┏━━

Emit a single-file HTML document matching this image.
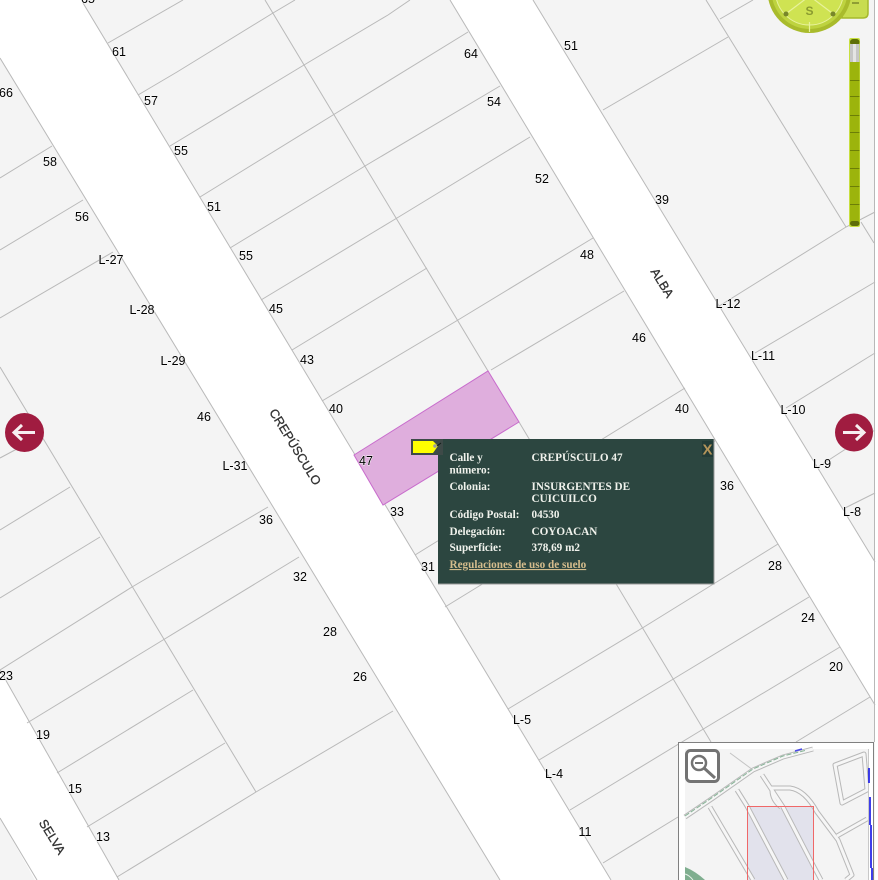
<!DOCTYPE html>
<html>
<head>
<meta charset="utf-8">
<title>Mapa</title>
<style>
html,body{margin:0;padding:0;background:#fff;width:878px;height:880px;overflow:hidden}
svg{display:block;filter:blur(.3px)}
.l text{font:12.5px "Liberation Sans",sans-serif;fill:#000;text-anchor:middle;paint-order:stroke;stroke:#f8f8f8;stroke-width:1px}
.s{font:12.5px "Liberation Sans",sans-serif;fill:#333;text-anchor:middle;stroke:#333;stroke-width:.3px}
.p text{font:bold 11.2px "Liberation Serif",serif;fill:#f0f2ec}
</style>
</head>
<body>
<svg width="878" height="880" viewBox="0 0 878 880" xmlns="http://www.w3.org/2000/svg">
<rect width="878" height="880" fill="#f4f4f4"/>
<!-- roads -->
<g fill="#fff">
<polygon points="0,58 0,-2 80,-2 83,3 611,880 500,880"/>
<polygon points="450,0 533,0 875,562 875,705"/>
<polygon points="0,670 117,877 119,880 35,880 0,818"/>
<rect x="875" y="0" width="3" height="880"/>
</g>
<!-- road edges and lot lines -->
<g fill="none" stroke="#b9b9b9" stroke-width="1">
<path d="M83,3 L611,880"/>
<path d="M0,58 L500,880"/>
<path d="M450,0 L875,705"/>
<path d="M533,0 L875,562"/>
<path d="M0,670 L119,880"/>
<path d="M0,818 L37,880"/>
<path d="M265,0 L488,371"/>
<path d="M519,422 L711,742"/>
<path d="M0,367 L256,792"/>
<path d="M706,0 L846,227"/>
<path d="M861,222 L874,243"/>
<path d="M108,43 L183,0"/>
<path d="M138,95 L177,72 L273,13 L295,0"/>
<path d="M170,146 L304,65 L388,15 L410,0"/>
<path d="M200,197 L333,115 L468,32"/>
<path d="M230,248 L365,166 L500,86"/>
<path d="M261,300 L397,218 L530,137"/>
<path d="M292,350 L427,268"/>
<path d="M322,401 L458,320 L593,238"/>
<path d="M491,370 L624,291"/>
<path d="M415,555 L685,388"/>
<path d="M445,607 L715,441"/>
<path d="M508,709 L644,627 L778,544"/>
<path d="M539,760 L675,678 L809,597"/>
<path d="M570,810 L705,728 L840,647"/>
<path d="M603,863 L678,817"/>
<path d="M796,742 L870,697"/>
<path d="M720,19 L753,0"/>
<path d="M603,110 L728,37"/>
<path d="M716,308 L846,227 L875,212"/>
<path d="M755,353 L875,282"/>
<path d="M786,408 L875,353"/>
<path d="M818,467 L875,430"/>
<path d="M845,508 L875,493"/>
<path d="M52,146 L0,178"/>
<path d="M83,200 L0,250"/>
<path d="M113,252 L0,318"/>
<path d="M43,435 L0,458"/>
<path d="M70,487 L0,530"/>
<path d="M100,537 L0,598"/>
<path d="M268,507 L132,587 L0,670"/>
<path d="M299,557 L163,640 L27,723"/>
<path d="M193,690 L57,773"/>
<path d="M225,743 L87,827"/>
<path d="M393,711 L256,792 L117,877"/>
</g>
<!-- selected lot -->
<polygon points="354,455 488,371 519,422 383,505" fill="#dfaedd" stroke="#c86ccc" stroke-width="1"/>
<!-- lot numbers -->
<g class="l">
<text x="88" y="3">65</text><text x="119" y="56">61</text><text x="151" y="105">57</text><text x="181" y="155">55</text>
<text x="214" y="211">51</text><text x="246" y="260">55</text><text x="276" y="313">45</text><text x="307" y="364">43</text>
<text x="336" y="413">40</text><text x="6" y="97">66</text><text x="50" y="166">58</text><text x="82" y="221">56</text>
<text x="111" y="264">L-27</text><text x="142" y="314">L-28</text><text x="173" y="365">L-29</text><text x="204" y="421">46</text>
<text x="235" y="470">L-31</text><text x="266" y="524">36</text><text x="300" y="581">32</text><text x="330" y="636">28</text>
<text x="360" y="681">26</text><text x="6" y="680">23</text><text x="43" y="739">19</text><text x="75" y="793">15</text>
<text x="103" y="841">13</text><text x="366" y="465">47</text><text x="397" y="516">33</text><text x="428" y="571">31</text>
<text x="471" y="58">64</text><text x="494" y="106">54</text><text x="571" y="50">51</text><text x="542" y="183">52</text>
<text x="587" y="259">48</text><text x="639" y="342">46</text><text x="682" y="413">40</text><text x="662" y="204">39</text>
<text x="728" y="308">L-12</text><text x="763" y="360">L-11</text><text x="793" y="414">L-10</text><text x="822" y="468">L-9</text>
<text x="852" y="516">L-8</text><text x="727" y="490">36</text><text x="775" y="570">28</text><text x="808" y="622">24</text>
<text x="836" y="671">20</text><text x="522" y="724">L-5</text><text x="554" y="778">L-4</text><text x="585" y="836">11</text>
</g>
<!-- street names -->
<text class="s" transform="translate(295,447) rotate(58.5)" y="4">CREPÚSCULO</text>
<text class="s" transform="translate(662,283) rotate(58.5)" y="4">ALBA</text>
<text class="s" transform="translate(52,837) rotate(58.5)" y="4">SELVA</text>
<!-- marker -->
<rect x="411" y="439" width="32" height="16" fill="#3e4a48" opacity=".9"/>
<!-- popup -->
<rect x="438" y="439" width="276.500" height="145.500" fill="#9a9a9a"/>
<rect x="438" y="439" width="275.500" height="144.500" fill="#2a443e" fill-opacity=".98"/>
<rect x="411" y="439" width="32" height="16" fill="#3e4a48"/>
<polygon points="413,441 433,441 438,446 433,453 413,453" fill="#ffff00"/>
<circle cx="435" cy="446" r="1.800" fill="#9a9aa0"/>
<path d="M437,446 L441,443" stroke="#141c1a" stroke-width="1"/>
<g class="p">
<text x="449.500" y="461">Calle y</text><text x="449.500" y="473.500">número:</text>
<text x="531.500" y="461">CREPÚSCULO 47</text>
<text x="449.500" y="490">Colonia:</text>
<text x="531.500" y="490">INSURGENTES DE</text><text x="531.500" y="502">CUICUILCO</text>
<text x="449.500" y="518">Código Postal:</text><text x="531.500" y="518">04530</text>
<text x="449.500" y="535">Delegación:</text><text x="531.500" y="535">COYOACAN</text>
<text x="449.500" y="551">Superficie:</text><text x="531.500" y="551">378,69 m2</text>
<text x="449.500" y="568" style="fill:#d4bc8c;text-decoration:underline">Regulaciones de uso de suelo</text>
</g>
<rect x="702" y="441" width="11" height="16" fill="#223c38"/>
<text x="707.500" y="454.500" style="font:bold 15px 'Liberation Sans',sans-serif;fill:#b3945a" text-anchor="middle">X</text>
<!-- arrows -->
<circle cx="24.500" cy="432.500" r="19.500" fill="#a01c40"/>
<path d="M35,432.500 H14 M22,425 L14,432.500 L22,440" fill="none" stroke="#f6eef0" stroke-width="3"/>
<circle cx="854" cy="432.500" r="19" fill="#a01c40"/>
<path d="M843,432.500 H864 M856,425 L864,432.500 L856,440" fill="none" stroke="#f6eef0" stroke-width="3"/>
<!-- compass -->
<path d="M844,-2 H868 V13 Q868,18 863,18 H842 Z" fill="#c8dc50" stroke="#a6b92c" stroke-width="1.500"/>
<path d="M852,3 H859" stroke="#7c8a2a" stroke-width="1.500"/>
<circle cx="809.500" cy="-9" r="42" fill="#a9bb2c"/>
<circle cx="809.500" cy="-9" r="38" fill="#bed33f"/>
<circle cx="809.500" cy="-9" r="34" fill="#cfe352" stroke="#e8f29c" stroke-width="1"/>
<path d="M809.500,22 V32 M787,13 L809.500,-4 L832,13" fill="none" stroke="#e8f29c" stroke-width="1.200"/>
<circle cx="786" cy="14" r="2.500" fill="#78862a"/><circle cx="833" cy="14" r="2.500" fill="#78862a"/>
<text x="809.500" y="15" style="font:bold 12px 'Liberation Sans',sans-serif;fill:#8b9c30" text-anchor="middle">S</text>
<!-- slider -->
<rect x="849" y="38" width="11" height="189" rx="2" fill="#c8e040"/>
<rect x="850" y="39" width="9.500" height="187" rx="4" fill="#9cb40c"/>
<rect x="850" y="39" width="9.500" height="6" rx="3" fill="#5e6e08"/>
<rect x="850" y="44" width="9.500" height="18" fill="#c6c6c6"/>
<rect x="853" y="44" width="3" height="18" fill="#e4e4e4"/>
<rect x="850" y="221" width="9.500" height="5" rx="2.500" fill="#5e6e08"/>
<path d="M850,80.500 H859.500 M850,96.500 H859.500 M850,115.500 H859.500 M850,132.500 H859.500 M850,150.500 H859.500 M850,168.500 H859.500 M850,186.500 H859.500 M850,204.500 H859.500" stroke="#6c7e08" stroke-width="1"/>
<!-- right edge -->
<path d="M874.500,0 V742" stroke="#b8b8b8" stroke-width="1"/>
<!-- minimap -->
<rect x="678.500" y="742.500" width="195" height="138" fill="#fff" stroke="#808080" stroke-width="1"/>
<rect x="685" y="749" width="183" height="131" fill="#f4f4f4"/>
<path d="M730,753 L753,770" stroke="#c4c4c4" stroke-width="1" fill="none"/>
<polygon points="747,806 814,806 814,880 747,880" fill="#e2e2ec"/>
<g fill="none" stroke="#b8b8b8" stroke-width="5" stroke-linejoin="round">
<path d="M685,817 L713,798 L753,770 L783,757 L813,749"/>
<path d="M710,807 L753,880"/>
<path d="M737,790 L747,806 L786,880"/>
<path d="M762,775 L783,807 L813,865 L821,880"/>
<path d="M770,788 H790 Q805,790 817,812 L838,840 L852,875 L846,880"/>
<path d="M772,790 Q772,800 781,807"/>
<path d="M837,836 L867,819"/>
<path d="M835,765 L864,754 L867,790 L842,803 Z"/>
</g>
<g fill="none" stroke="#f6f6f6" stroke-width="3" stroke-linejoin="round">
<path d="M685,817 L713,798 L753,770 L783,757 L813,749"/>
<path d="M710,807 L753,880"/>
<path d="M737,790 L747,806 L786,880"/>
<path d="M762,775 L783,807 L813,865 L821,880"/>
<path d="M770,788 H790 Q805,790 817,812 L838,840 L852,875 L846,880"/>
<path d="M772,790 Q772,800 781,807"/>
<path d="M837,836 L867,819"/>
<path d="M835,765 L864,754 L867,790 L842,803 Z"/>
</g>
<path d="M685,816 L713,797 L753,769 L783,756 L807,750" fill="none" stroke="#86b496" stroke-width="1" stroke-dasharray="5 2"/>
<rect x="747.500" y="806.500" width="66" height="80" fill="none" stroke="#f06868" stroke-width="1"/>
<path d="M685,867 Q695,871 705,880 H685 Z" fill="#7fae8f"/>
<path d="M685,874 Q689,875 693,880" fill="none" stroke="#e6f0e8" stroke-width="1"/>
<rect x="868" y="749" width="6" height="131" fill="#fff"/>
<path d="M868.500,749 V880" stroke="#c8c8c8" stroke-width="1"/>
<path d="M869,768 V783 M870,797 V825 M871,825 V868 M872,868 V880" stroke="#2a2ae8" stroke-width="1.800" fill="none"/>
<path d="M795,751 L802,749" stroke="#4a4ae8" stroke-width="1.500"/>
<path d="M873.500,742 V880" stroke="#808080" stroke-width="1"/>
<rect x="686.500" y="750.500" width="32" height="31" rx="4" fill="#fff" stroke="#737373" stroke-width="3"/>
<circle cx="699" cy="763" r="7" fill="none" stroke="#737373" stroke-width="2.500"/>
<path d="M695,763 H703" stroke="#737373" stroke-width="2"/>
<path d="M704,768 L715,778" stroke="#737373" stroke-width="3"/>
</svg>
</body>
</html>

┗━━
┏━━

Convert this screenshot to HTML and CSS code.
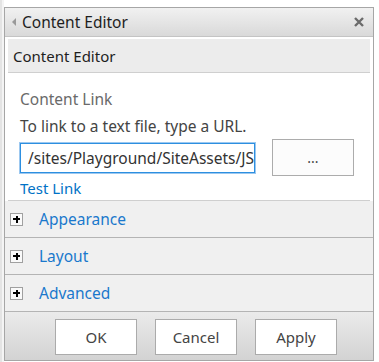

┗━━

YOUR GOAL:
Say how many lines hold the word "this", giving the number and nothing else.

RESPONSE TO THE EXERCISE:
2